Sarkozy's court appearance, which lasted 12 hours, came amid calls for him to return to politics following the implosion of his centre-right UMP party after a contested leadership battle. A poll showed 52% of party members thought Sarkozy, who has kept a low profile since his defeat, stood a good chance of beating François Hollande in 2017. Only 24% had the same opinion of François Fillon and 15% for Jean-François Copé, both involved in a venomous public spat over who should run the UMP.

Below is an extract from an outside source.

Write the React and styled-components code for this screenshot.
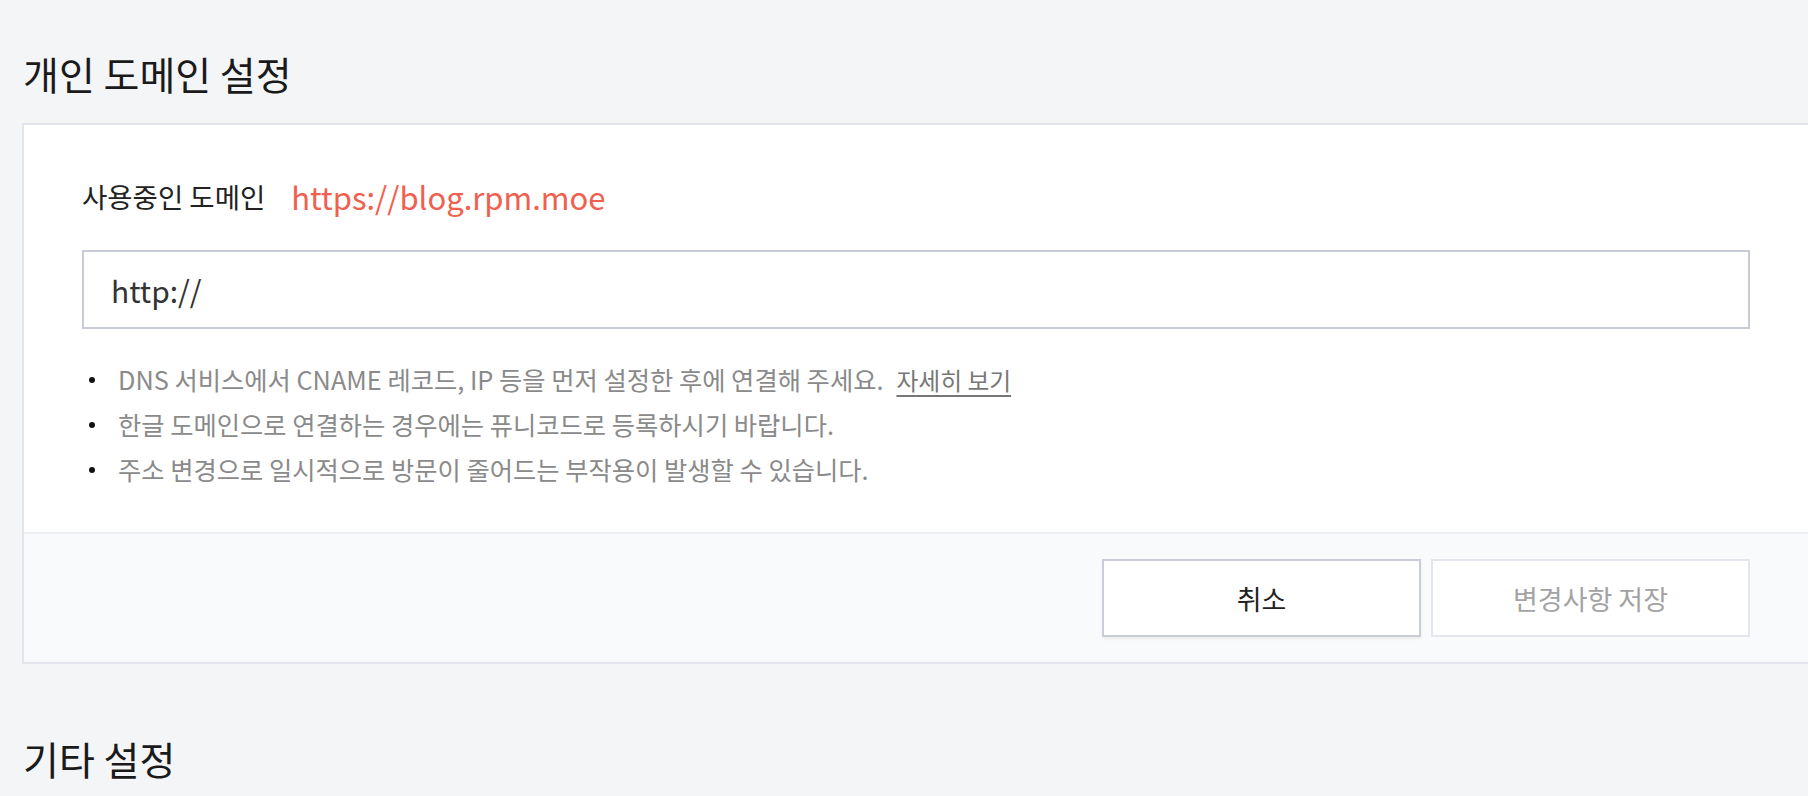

A ballot of party members to choose a new leader and decide the future direction of the party was deemed too close to call on Sunday evening, when Copé pre-empted a recount by declaring he had won, in what political commentators described as the behaviour of a "South American colonel, circa 1960". A day later, Copé was officially declared the winner by just 98 votes out of nearly 175,000.

On Wednesday, however, Fillon claimed that votes from three overseas districts had been forgotten and gave him a narrow win of 26 votes. The conflict has left the party divided and derided and on the brink of collapse. Copé, 48, has portrayed himself as Sarkozy's natural successor, and veered to the right, picking up populist themes including "anti-white racism". Former prime minister Fillon, 58, who led the polls throughout the leadership campaign, ploughed a centrist furrow and was supported by a majority of UMP MPs.

Each claims the other cheated, and, amid all the sound and fury, it seems to be almost universally accepted that there were irregularities in the ballot.

Fillon is not demanding to be party president but is saying that Copé should not be either, insisting his rival step aside and allow party grandée Alain Juppé, the former foreign minister, to take temporary control of the UMP.

Fillon has threatened legal action if Copé refuses - which he has. Appeals by UMP officials for calm and warnings that the future of the party is at stake have gone unheeded.

Christian Jacob, head of the UMP group in the Assemblée Nationale and a Copé supporter, called on Fillon to "blow the whistle for the end of playtime". But Copé was in no mood to follow his own adviser's advice.

"This is the story of a bad loser who is giving moral lessons he has never himself followed," Copé said of Fillon, accusing his rival of orchestrating the party's "suicide".

Political commentator Hervé Gattegno of the right-leaning Le Pont magazine said the shambles would be amusing if not so serious. "The UMP is less on the brink of implosion and more on the brink of ridicule," he told RMC radio.

"The great temptation is to turn this fiasco into a laughing matter but we have to resist because what has happened at the UMP for the last four days does a dishonour to politics and those who practise it."